By Christina Moreno
The Shining – 1980 – dir. Stanley Kubrick
The Shining is one of the most respected and well-crafted films of the twentieth century. There are few horror films that rise above the campy reputation of the genre, but those that do remain embedded in the nightmares of the millions of people who dared to watch them. The ability to create fear within an audience is difficult, to say the least. But the ability to keep that fear alive after the movie is over, to keep a person looking over her shoulder while she walks back to her car, is something even the most seasoned filmmakers have trouble doing. The most disturbing aspect of The Shining is that the terror doesn’t rely on the ghosts or the bloody past of the Overlook Hotel. It is the intense isolation of winter coupled with Jack Torrance’s spectacular fall into madness that provides the wonderful (or terrible, depending on if you enjoy being scared) adrenaline rush of fear. With memorable performances by Jack Nicholson, Shelly Duvall, Danny Lloyd, and Scatman Crothers, The Shining is an iconic horror film that continues to scare new generations of viewers.
The film is an adaptation of the Stephen King novel of the same name. While the basic plot remains the same, author and director had different visions of the story. I won’t compare the two, but I will say that I’m a fan of both book and film and I recommend becoming familiar with either. The film follows Jack Torrance, a writer, who takes on the job of the winter caretaker at The Overlook hotel. Due to intense snowfall and the harsh conditions of the mountain location, the hotel shuts down for the season and any who are inside the hotel will be completely snowed-in and isolated from any civilization. Jack sees it as an opportunity to get some writing down, but is warned by the manager that the previous caretaker went on a horrible rampage after going mad—he killed his wife, children, and finally himself. The hotel is revealed to have been built on an Indian burial ground and as all horror movies teach us, this leads to haunted buildings, portals to hell, and general spiritual unrest, if you will. The Overlook is no different.
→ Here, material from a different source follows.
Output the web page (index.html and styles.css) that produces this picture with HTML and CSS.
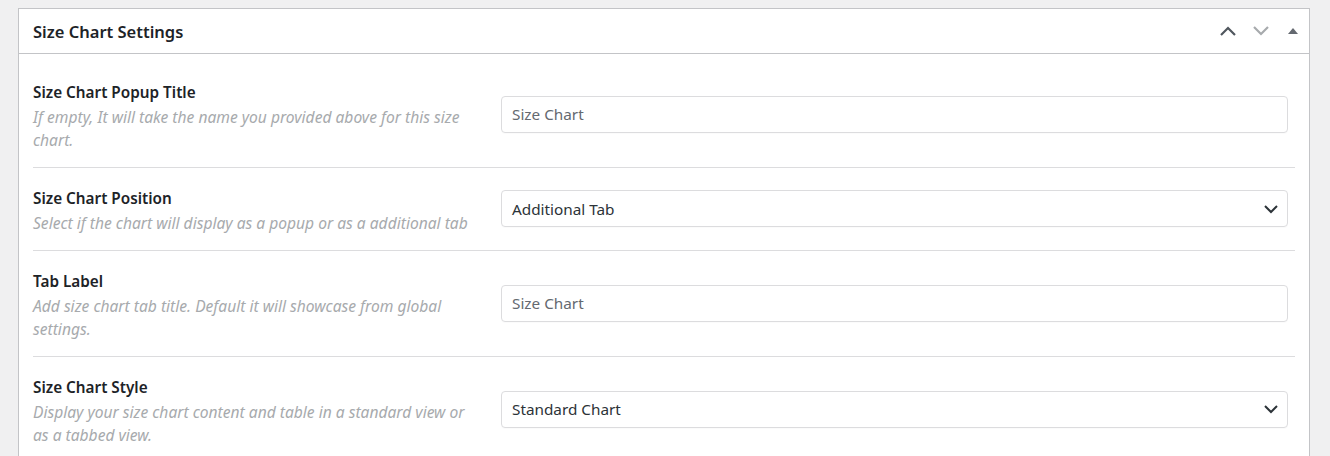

This blatant foreshadowing of events does nothing to change Jack’s mind, and so he moves his wife and son in. This is where the movie begins to get scary, but mostly because the audience can feel the unease. We can already assume that this situation isn’t going to end pleasantly. All ghosts aside, the real terror comes from Jack Torrance’s unraveling. The lethal combination of the isolation of the winter with the emptiness of the large hotel is what poisons Jack’s mind and turns him into a axe-wielding psychopath. The Overlook spooks are merely the straw that breaks the camel’s back. Boredom is frustrating to the average person, but three-months in an empty hotel with no one but your wife and kid, a typewriter, a heavy case of writer’s block, and a hotel that carries oceans of blood within the elevators, can lead any supposedly sane man to murder. I mean, my family can barely sit together when the power is out for more than a few hours. Digressions aside, what more can be said about The Shining that hasn’t already been observed? It’s scary the first time you watch it, and will probably scare you the second and third time you sit down to enjoy it. Because this isn’t a horror movie you can see once and be done with—it lingers like a ghost in the room.